The product complies for export with standards required by the Innocuousness and Certification Manual of the National Fisheries Service and the Food Sanitary Regulation. Process: Reception → Filleting, cutting and washing → Racking → Freezing (plate tunnel max 3.5h or static max 36h) → Packing → Storage (-25°C) → Dispatch (FIFO, refrigerated trucks).

Certifications:
HACCP PAC Sernapesca

Processing Description

4.1. Raw Material Reception

For the processing of raw, skin-on giant squid fillets, block frozen, Giant Squid (Dosidicus gigas) is used as raw material. Upon arrival, it undergoes sensory analysis and temperature control.

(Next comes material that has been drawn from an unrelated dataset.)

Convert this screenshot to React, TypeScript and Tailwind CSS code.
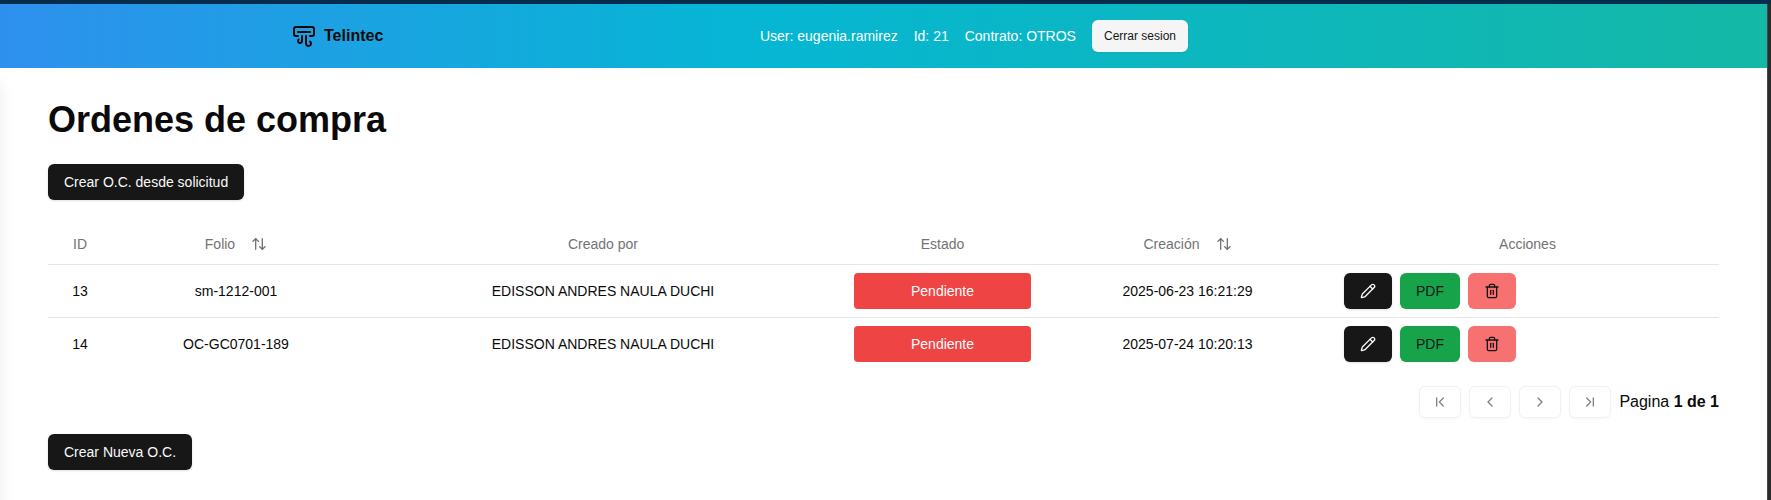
import {
  AirVent,
  ArrowUpDown,
  ChevronFirst,
  ChevronLast,
  ChevronLeft,
  ChevronRight,
  Pencil,
  Trash2,
} from "lucide-react";

interface Order {
  id: number;
  folio: string;
  createdBy: string;
  status: string;
  createdAt: string;
}

const orders: Order[] = [
  {
    id: 13,
    folio: "sm-1212-001",
    createdBy: "EDISSON ANDRES NAULA DUCHI",
    status: "Pendiente",
    createdAt: "2025-06-23 16:21:29",
  },
  {
    id: 14,
    folio: "OC-GC0701-189",
    createdBy: "EDISSON ANDRES NAULA DUCHI",
    status: "Pendiente",
    createdAt: "2025-07-24 10:20:13",
  },
];

const pager = [
  { label: "Primera pagina", Icon: ChevronFirst },
  { label: "Pagina anterior", Icon: ChevronLeft },
  { label: "Pagina siguiente", Icon: ChevronRight },
  { label: "Ultima pagina", Icon: ChevronLast },
];

const primaryButton =
  "flex h-9 items-center justify-center rounded-md bg-neutral-900 px-4 text-sm text-neutral-50 shadow-sm";

function Header() {
  return (
    <header className="flex h-16 items-center bg-linear-to-r/srgb from-[#2e90ee] via-[#06b6d4] via-42% to-[#14b8a6] pl-[292px]">
      <div className="flex w-full max-w-4xl items-center justify-between">
        <a href="#" className="flex items-center gap-2 font-bold">
          <AirVent className="size-6" />
          Telintec
        </a>
        <div className="flex items-center gap-4 text-sm whitespace-nowrap text-white">
          <span>User: eugenia.ramirez</span>
          <span>Id: 21</span>
          <span>Contrato: OTROS</span>
          <button
            type="button"
            className="h-8 rounded-md bg-neutral-100 px-3 text-xs text-neutral-900 shadow-xs"
          >
            Cerrar sesion
          </button>
        </div>
      </div>
    </header>
  );
}

function SortButton({ label }: { label: string }) {
  return (
    <button type="button" className="mx-auto flex items-center gap-4">
      {label}
      <ArrowUpDown className="size-4" />
    </button>
  );
}

function OrdersTable() {
  return (
    <table className="w-full table-fixed text-center text-sm">
      <colgroup>
        <col className="w-[64px]" />
        <col className="w-[248px]" />
        <col className="w-[486px]" />
        <col className="w-[193px]" />
        <col className="w-[297px]" />
        <col className="w-[383px]" />
      </colgroup>
      <thead>
        <tr className="h-10 border-b border-neutral-200 text-neutral-500 [&>th]:p-0 [&>th]:font-normal">
          <th>ID</th>
          <th>
            <SortButton label="Folio" />
          </th>
          <th>Creado por</th>
          <th>Estado</th>
          <th>
            <SortButton label="Creación" />
          </th>
          <th>Acciones</th>
        </tr>
      </thead>
      <tbody>
        {orders.map((order) => (
          <tr
            key={order.id}
            className="border-b border-neutral-200 last:border-0 [&>td]:p-2"
          >
            <td>{order.id}</td>
            <td>{order.folio}</td>
            <td>{order.createdBy}</td>
            <td>
              <div className="flex h-9 items-center justify-center rounded bg-[#ef4444] text-white">
                {order.status}
              </div>
            </td>
            <td>{order.createdAt}</td>
            <td>
              <div className="flex gap-2">
                <button type="button" aria-label="Editar" className={primaryButton}>
                  <Pencil className="size-4" />
                </button>
                <button
                  type="button"
                  className="h-9 rounded-md bg-[#16a34a] px-4 text-neutral-900"
                >
                  PDF
                </button>
                <button
                  type="button"
                  aria-label="Eliminar"
                  className="h-9 rounded-md bg-[#f87171] px-4 text-neutral-900"
                >
                  <Trash2 className="size-4" />
                </button>
              </div>
            </td>
          </tr>
        ))}
      </tbody>
    </table>
  );
}

function Pagination() {
  return (
    <nav className="flex items-center justify-end gap-2">
      {pager.map(({ label, Icon }) => (
        <button
          key={label}
          type="button"
          disabled
          aria-label={label}
          className="flex h-8 items-center rounded-md border border-neutral-200 px-3 opacity-50 shadow-xs"
        >
          <Icon className="size-4" />
        </button>
      ))}
      <span>
        Pagina <strong>1 de 1</strong>
      </span>
    </nav>
  );
}

export default function App() {
  return (
    <div className="flex min-h-screen flex-col bg-white font-['Liberation_Sans',Arial,sans-serif] text-neutral-950">
      <div className="h-1 bg-[#062d4b]" />
      <div className="flex grow">
        <div className="flex min-w-0 grow flex-col">
          <Header />
          <main className="relative grow overflow-hidden px-12 py-8">
            <div className="absolute top-4 -bottom-8 -left-4 w-4 shadow-[0_0_16px_rgba(0,0,0,0.08)]" />
            <h1 className="mb-6 text-4xl font-bold">Ordenes de compra</h1>
            <button type="button" className={primaryButton}>
              Crear O.C. desde solicitud
            </button>
            <div className="mt-6 mb-4 flex flex-col gap-4">
              <OrdersTable />
              <Pagination />
            </div>
            <button type="button" className={primaryButton}>
              Crear Nueva O.C.
            </button>
          </main>
        </div>
        <div className="w-1 shrink-0 border-l border-[#464646] bg-[#2b2b2b]" />
      </div>
    </div>
  );
}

4.2. Filleting, Cutting, and Washing

In this stage, the giant squid is cut, filleted, and separated to obtain sub-products such as fillets, nape, tentacles (arms/ramal), wings (fins), and reproductive tentacles. These are washed and placed in bins with water and ice at a maximum temperature of 10°C. Fillets must be clean and free of any squid ink stains.

4.3. Panning and Weighing

Clean fillets are weighed and calibrated on scales to reach a target weight between 10.2 – 10.5 kg. Occasionally, to reach the stipulated weight, the fillet is cut into two parts depending on its size. Finally, the fillet is placed in a stainless steel or PVC tray lined with polyethylene sheeting.

4.4. Freezing

Once panned, the product is moved into a plate freezer (maximum 3.5 hours) or a static blast freezer (maximum 36 hours), depending on each tunnel’s capacity.

4.5. Packaging

Once the appropriate time and temperature are met, two 10.5 kg blocks are packed with their respective polyethylene liners, totaling 20 kg of giant squid fillets. The master carton is sealed with its respective label and corresponding product data.

4.6. Storage

The finished product is stored on pallets in cold storage chambers at a constant temperature of -25°C.

4.7. Dispatch

This involves the loading and shipping of the finished product using the FIFO (First-In, First-Out) criteria. Transport is carried out in refrigerated trucks to its final destination.